** START DATASET EXTRACT **
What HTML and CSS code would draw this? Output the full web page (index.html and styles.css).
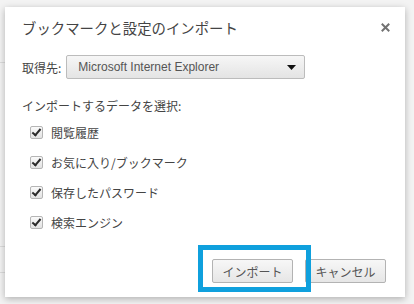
FILE: index.html
```html
<!DOCTYPE html>
<html lang="ja">
<head>
  <meta charset="UTF-8">
  <meta name="viewport" content="width=device-width, initial-scale=1.0">
  <title>ブックマークと設定のインポート</title>
  <link rel="stylesheet" href="styles.css">
</head>
<body>
  <div class="backdrop">
    <span class="ghost-line" style="top: 62px"></span>
    <span class="ghost-line" style="top: 246px"></span>
    <span class="ghost-line" style="top: 272px"></span>
  </div>

  <div class="dialog">
    <div class="dialog-head">
      <h1 class="title">ブックマークと設定のインポート</h1>
      <button class="close" aria-label="閉じる">
        <svg width="9" height="9" viewBox="0 0 9 9">
          <path d="M1.5 1.5L7.5 7.5M7.5 1.5L1.5 7.5" stroke="#727272" stroke-width="2" stroke-linecap="square"/>
        </svg>
      </button>
    </div>

    <div class="source-row">
      <span class="source-label">取得先:</span>
      <div class="select">
        <span>Microsoft Internet Explorer</span>
        <svg class="select-arrow" width="9" height="5" viewBox="0 0 9 5">
          <path d="M0 0H9L4.5 5Z" fill="#111"/>
        </svg>
      </div>
    </div>

    <div class="section-label">インポートするデータを選択:</div>
    <ul class="options">
      <li><span class="check"></span>閲覧履歴</li>
      <li><span class="check"></span>お気に入り/ブックマーク</li>
      <li><span class="check"></span>保存したパスワード</li>
      <li><span class="check"></span>検索エンジン</li>
    </ul>

    <div class="actions">
      <span class="highlight">
        <button class="btn">インポート</button>
      </span>
      <button class="btn">キャンセル</button>
    </div>
  </div>
</body>
</html>
```

FILE: styles.css
```css
body {
  margin: 0;
  padding: 0;
  width: 414px;
  height: 304px;
  overflow: hidden;
  background-color: #f3f3f3;
  font-family: "Noto Sans CJK JP", "Liberation Sans", sans-serif;
  color: #444;
  position: relative;
}

.backdrop {
  position: absolute;
  inset: 0;
}

.ghost-line {
  position: absolute;
  left: 0;
  width: 6px;
  height: 1px;
  background-color: #dcdcdc;
}

.dialog {
  position: relative;
  margin: 7px 9px 0 5px;
  height: 290px;
  box-sizing: border-box;
  padding: 11px 19px 0 17px;
  background-color: white;
  box-shadow: 0 2px 7px rgba(0, 0, 0, 0.28);
}

.dialog-head {
  display: flex;
  justify-content: space-between;
  align-items: flex-start;
}

.title {
  margin: 0;
  font-size: 14.4px;
  font-weight: normal;
  line-height: 20px;
  color: #444;
}

.close {
  margin: 5px -4px 0 0;
  padding: 0;
  border: none;
  background: none;
  line-height: 0;
}

.source-row {
  display: flex;
  align-items: center;
  gap: 5px;
  margin-top: 17px;
}

.source-label {
  font-size: 12px;
  color: #444;
}

.select {
  width: 239px;
  height: 24px;
  box-sizing: border-box;
  display: flex;
  align-items: center;
  justify-content: space-between;
  padding: 0 8px 0 11px;
  border: 1px solid #bcbcbc;
  border-radius: 2px;
  background: linear-gradient(#f6f6f6, #e4e4e4);
  font-family: "Liberation Sans", sans-serif;
  font-size: 12px;
  color: #555;
}

.section-label {
  margin-top: 19px;
  font-size: 12px;
  line-height: 16px;
  color: #444;
}

.options {
  list-style: none;
  margin: 3px 0 0 8px;
  padding: 0;
}

.options li {
  height: 30px;
  display: flex;
  align-items: center;
  gap: 8px;
  font-size: 12px;
  color: #444;
}

.check {
  width: 13px;
  height: 13px;
  box-sizing: border-box;
  border: 1px solid #b5b5b5;
  border-radius: 2px;
  background: linear-gradient(#fafafa, #e2e2e2);
  position: relative;
}

.check::after {
  content: "";
  position: absolute;
  left: 3px;
  top: 0px;
  width: 3px;
  height: 7px;
  border: solid #2a2a2a;
  border-width: 0 2px 2px 0;
  transform: rotate(40deg);
}

.actions {
  display: flex;
  justify-content: flex-end;
  gap: 12px;
  margin-top: 22px;
}

.btn {
  width: 81px;
  height: 24px;
  padding: 0;
  border: 1px solid #b3b3b3;
  border-radius: 2px;
  background: linear-gradient(#f7f7f7, #e6e6e6);
  font-family: "Noto Sans CJK JP", sans-serif;
  font-size: 12px;
  color: #555;
}

.highlight {
  position: relative;
  display: flex;
}

.highlight::after {
  content: "";
  position: absolute;
  left: -14px;
  top: -14px;
  right: -18px;
  bottom: -9px;
  border: 5px solid #0fa0dd;
}
```
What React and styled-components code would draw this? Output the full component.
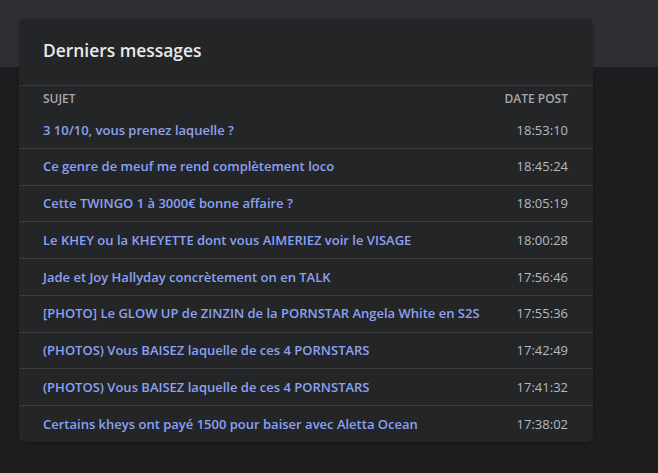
** END DATASET EXTRACT **
» **PROMPT**
Do not copy the pictures, but repeat every line exactly.

» **TASK SOLUTION**
What HTML and CSS code would draw this? Output the full web page (index.html and styles.css).
FILE: index.html
```html
<!DOCTYPE html>
<html lang="ja">
<head>
  <meta charset="UTF-8">
  <meta name="viewport" content="width=device-width, initial-scale=1.0">
  <title>ブックマークと設定のインポート</title>
  <link rel="stylesheet" href="styles.css">
</head>
<body>
  <div class="backdrop">
    <span class="ghost-line" style="top: 62px"></span>
    <span class="ghost-line" style="top: 246px"></span>
    <span class="ghost-line" style="top: 272px"></span>
  </div>

  <div class="dialog">
    <div class="dialog-head">
      <h1 class="title">ブックマークと設定のインポート</h1>
      <button class="close" aria-label="閉じる">
        <svg width="9" height="9" viewBox="0 0 9 9">
          <path d="M1.5 1.5L7.5 7.5M7.5 1.5L1.5 7.5" stroke="#727272" stroke-width="2" stroke-linecap="square"/>
        </svg>
      </button>
    </div>

    <div class="source-row">
      <span class="source-label">取得先:</span>
      <div class="select">
        <span>Microsoft Internet Explorer</span>
        <svg class="select-arrow" width="9" height="5" viewBox="0 0 9 5">
          <path d="M0 0H9L4.5 5Z" fill="#111"/>
        </svg>
      </div>
    </div>

    <div class="section-label">インポートするデータを選択:</div>
    <ul class="options">
      <li><span class="check"></span>閲覧履歴</li>
      <li><span class="check"></span>お気に入り/ブックマーク</li>
      <li><span class="check"></span>保存したパスワード</li>
      <li><span class="check"></span>検索エンジン</li>
    </ul>

    <div class="actions">
      <span class="highlight">
        <button class="btn">インポート</button>
      </span>
      <button class="btn">キャンセル</button>
    </div>
  </div>
</body>
</html>
```

FILE: styles.css
```css
body {
  margin: 0;
  padding: 0;
  width: 414px;
  height: 304px;
  overflow: hidden;
  background-color: #f3f3f3;
  font-family: "Noto Sans CJK JP", "Liberation Sans", sans-serif;
  color: #444;
  position: relative;
}

.backdrop {
  position: absolute;
  inset: 0;
}

.ghost-line {
  position: absolute;
  left: 0;
  width: 6px;
  height: 1px;
  background-color: #dcdcdc;
}

.dialog {
  position: relative;
  margin: 7px 9px 0 5px;
  height: 290px;
  box-sizing: border-box;
  padding: 11px 19px 0 17px;
  background-color: white;
  box-shadow: 0 2px 7px rgba(0, 0, 0, 0.28);
}

.dialog-head {
  display: flex;
  justify-content: space-between;
  align-items: flex-start;
}

.title {
  margin: 0;
  font-size: 14.4px;
  font-weight: normal;
  line-height: 20px;
  color: #444;
}

.close {
  margin: 5px -4px 0 0;
  padding: 0;
  border: none;
  background: none;
  line-height: 0;
}

.source-row {
  display: flex;
  align-items: center;
  gap: 5px;
  margin-top: 17px;
}

.source-label {
  font-size: 12px;
  color: #444;
}

.select {
  width: 239px;
  height: 24px;
  box-sizing: border-box;
  display: flex;
  align-items: center;
  justify-content: space-between;
  padding: 0 8px 0 11px;
  border: 1px solid #bcbcbc;
  border-radius: 2px;
  background: linear-gradient(#f6f6f6, #e4e4e4);
  font-family: "Liberation Sans", sans-serif;
  font-size: 12px;
  color: #555;
}

.section-label {
  margin-top: 19px;
  font-size: 12px;
  line-height: 16px;
  color: #444;
}

.options {
  list-style: none;
  margin: 3px 0 0 8px;
  padding: 0;
}

.options li {
  height: 30px;
  display: flex;
  align-items: center;
  gap: 8px;
  font-size: 12px;
  color: #444;
}

.check {
  width: 13px;
  height: 13px;
  box-sizing: border-box;
  border: 1px solid #b5b5b5;
  border-radius: 2px;
  background: linear-gradient(#fafafa, #e2e2e2);
  position: relative;
}

.check::after {
  content: "";
  position: absolute;
  left: 3px;
  top: 0px;
  width: 3px;
  height: 7px;
  border: solid #2a2a2a;
  border-width: 0 2px 2px 0;
  transform: rotate(40deg);
}

.actions {
  display: flex;
  justify-content: flex-end;
  gap: 12px;
  margin-top: 22px;
}

.btn {
  width: 81px;
  height: 24px;
  padding: 0;
  border: 1px solid #b3b3b3;
  border-radius: 2px;
  background: linear-gradient(#f7f7f7, #e6e6e6);
  font-family: "Noto Sans CJK JP", sans-serif;
  font-size: 12px;
  color: #555;
}

.highlight {
  position: relative;
  display: flex;
}

.highlight::after {
  content: "";
  position: absolute;
  left: -14px;
  top: -14px;
  right: -18px;
  bottom: -9px;
  border: 5px solid #0fa0dd;
}
```
What React and styled-components code would draw this? Output the full component.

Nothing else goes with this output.